As you move through your four years at Dickinson and beyond, you will be assisted in your quest for an engaged and purposeful life by a vast and wonderful network of accomplished alumni. Preceding you up-and later down-these stairs are a US President, a Chief Justice of the Supreme Court, countless members of Congress, CEOs of Fortune 500 companies, diplomats, teachers, writers, doctors, artists, scientists and even a few college presidents. Turn on the nightly news and you are likely to see Congressman Jim Greenwood, Class of 1973 conducting hearings on the recent accounting scandals. Pick up a USA Today, and be reminded that our current chairman of the Board, John Curley, Class of 1960, just recently retired as CEO of Gannett Publishing. As you watch the ups and downs of the stock market, be aware that Margaret Lindsay, Class of 1973, just received one of investment banking's most prestigious international citations. The next time you look at a National Geographic magazine, know that Steve Giannetti, who also graduated in the 1970s, is a vice president and publisher.
When you watch MTV, realize that the programming has passed the scrutiny of Kathleen Sweeney Scheier, Class of 1989, who serves as Senior Director for Network Standards and for Warner Brothers Television network, alumnus Rick Mater, who is Senior Vice President for Broadcast Standards. If the Chicago Cubs make the World Series-well, maybe next year-give some credit to Andy MacPhail, Class of 1976, who serves as the Cubs General Manager, President and CEO, and Adam Katz, Class of 1981, who is Sammy Sosa's agent. And, in the very near future, I have no doubt you will be hearing about Peter Bechtel, Class of 1981, who has spent the past two decades working in rural development in Africa and who just recently succeeded in establishing the Quirimbas National Park in Mozambique, the largest marine protected area in Africa and the first park anywhere on the continent to be created at the request of local inhabitants. These are Dickinsonians; I am a Dickinsonian and you are about to become one.

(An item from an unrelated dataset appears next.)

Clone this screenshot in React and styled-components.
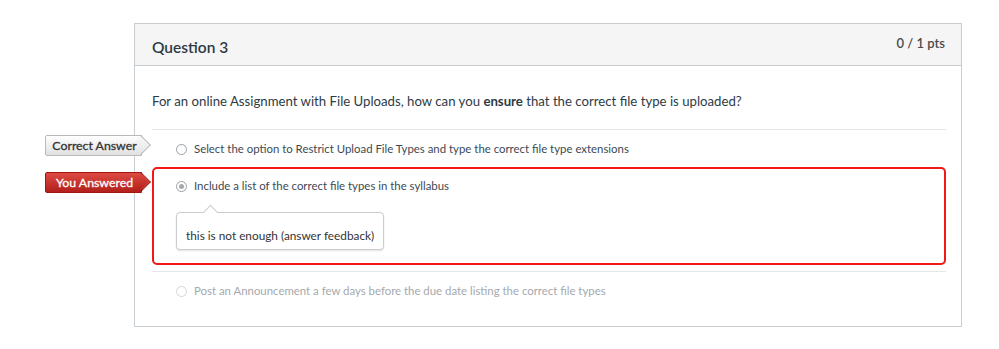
import React from 'react'
import styled, { createGlobalStyle, css } from 'styled-components'

const GlobalStyle = createGlobalStyle`
  body {
    margin: 0;
    background: #fff;
    font-family: Lato, "Open Sans", sans-serif;
    color: #2d3b45;
  }
`

const Page = styled.div`
  padding: 23px 0 0 134px;
`

const Card = styled.div`
  width: 826px;
  border: 1px solid #c7cdd1;
  background: #fff;
`

const Header = styled.div`
  display: flex;
  justify-content: space-between;
  align-items: flex-start;
  height: 41px;
  padding: 0 16px 0 17px;
  background: #f5f5f5;
  border-bottom: 1px solid #c7cdd1;
`

const Title = styled.h2`
  margin: 13px 0 0;
  font-size: 15.5px;
  line-height: 20px;
  font-weight: 600;
  color: #2d3b45;
`

const Points = styled.div`
  margin-top: 10px;
  font-size: 13px;
  line-height: 18px;
  font-weight: 600;
  color: #4a4a4a;
`

const Body = styled.div`
  padding: 0 15px 17px 17px;
`

const QuestionText = styled.p`
  margin: 0;
  padding: 25px 0 18px;
  font-size: 13.2px;
  line-height: 20px;
  color: #2d3b45;
`

const AnswerItem = styled.div`
  position: relative;
  ${p => p.$divider && css`
    border-top: 1px solid #e4e6e8;
  `}
  ${p => p.$gap && css`
    margin-top: 6px;
  `}
`

const AnswerBody = styled.div`
  padding: 10px 0 9px 24px;
  ${p => p.$wrong && css`
    padding: 8px 0 13px 22px;
    border: 2px solid #f01818;
    border-radius: 5px;
  `}
`

const AnswerLine = styled.div`
  display: flex;
  align-items: center;
  font-size: 11.4px;
  line-height: 18px;
  color: ${p => (p.$muted ? '#a5a9ad' : '#3d4a53')};
`

const Radio = styled.span`
  box-sizing: border-box;
  width: 11px;
  height: 11px;
  margin-right: 7px;
  border-radius: 50%;
  border: 1px solid ${p => (p.$muted ? '#d3d6d9' : '#9aa0a5')};
  background: #fff;
  display: flex;
  align-items: center;
  justify-content: center;
  flex-shrink: 0;
  &::after {
    content: '';
    display: ${p => (p.$checked ? 'block' : 'none')};
    width: 5px;
    height: 5px;
    border-radius: 50%;
    background: #a4a9ad;
  }
`

const Label = styled.div`
  position: absolute;
  z-index: 1;
  top: 5px;
  right: calc(100% + 10px);
  box-sizing: border-box;
  width: 97px;
  height: 21px;
  padding-left: 2px;
  border-radius: 2px 0 0 2px;
  font-size: 12.3px;
  line-height: 19px;
  font-weight: 400;
  -webkit-text-stroke: 0.3px currentColor;
  text-align: center;
  white-space: nowrap;
  ${p => (p.$tone === 'red'
    ? css`
      color: #fff;
      background: linear-gradient(#dc4a42, #b31f1a);
      border: 1px solid #a3150f;
      &::after {
        background: linear-gradient(135deg, #dc4a42, #b31f1a);
        border-color: #a3150f;
      }
    `
    : css`
      color: #333;
      background: linear-gradient(#ffffff, #e1e1e1);
      border: 1px solid #b9b9b9;
      &::after {
        background: linear-gradient(135deg, #fafafa, #e4e4e4);
        border-color: #b9b9b9;
      }
    `)}
  &::after {
    content: '';
    position: absolute;
    z-index: -1;
    top: 2px;
    right: -7px;
    width: 13px;
    height: 13px;
    border-style: solid;
    border-width: 1px 1px 0 0;
    transform: rotate(45deg);
  }
`

const Feedback = styled.div`
  position: relative;
  display: inline-block;
  margin-top: 17px;
  padding: 14px 9px 4px;
  border: 1px solid #c9cdd1;
  border-radius: 4px;
  box-shadow: 0 1px 2px rgba(0, 0, 0, 0.12);
  background: #fff;
  font-size: 11.8px;
  line-height: 18px;
  color: #333;
  &::before {
    content: '';
    position: absolute;
    top: -6px;
    left: 28px;
    width: 10px;
    height: 10px;
    background: #fff;
    border-top: 1px solid #c9cdd1;
    border-left: 1px solid #c9cdd1;
    transform: rotate(45deg);
  }
`

const App = () => (
  <Page>
    <GlobalStyle />
    <Card>
      <Header>
        <Title>Question 3</Title>
        <Points>0 / 1 pts</Points>
      </Header>
      <Body>
        <QuestionText>
          For an online Assignment with File Uploads, how can you <b>ensure</b> that the correct file type is uploaded?
        </QuestionText>
        <AnswerItem $divider>
          <Label>Correct Answer</Label>
          <AnswerBody>
            <AnswerLine>
              <Radio />
              Select the option to Restrict Upload File Types and type the correct file type extensions
            </AnswerLine>
          </AnswerBody>
        </AnswerItem>
        <AnswerItem>
          <Label $tone="red">You Answered</Label>
          <AnswerBody $wrong>
            <AnswerLine>
              <Radio $checked />
              Include a list of the correct file types in the syllabus
            </AnswerLine>
            <Feedback>this is not enough (answer feedback)</Feedback>
          </AnswerBody>
        </AnswerItem>
        <AnswerItem $divider $gap>
          <AnswerBody>
            <AnswerLine $muted>
              <Radio $muted />
              Post an Announcement a few days before the due date listing the correct file types
            </AnswerLine>
          </AnswerBody>
        </AnswerItem>
      </Body>
    </Card>
  </Page>
)

export default App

These alumni have gone before you to show you what is possible. They are the products of Benjamin Rush's vision and they are all Distinctively Dickinson. When you proceed up these symbolic steps, you are opening your door to opportunity and accomplishment. Let these alumni serve as inspirations and as mentors.
I now invite our new students to ascend the steps of Memorial Hall to officially "sign in" to the college. I envy you for the journey you are about to embark upon for I know its steps, and I welcome you, as an alum and as President, to Dickinson College. We will soon share a common experience as you join the few people in the world to have the privilege of walking up the Old Stone Steps to acquire a distinctive education and a lifelong obligation as a citizen leader. Remember Bingham's Porch! That is a Dickinson phrase awaiting your discovery.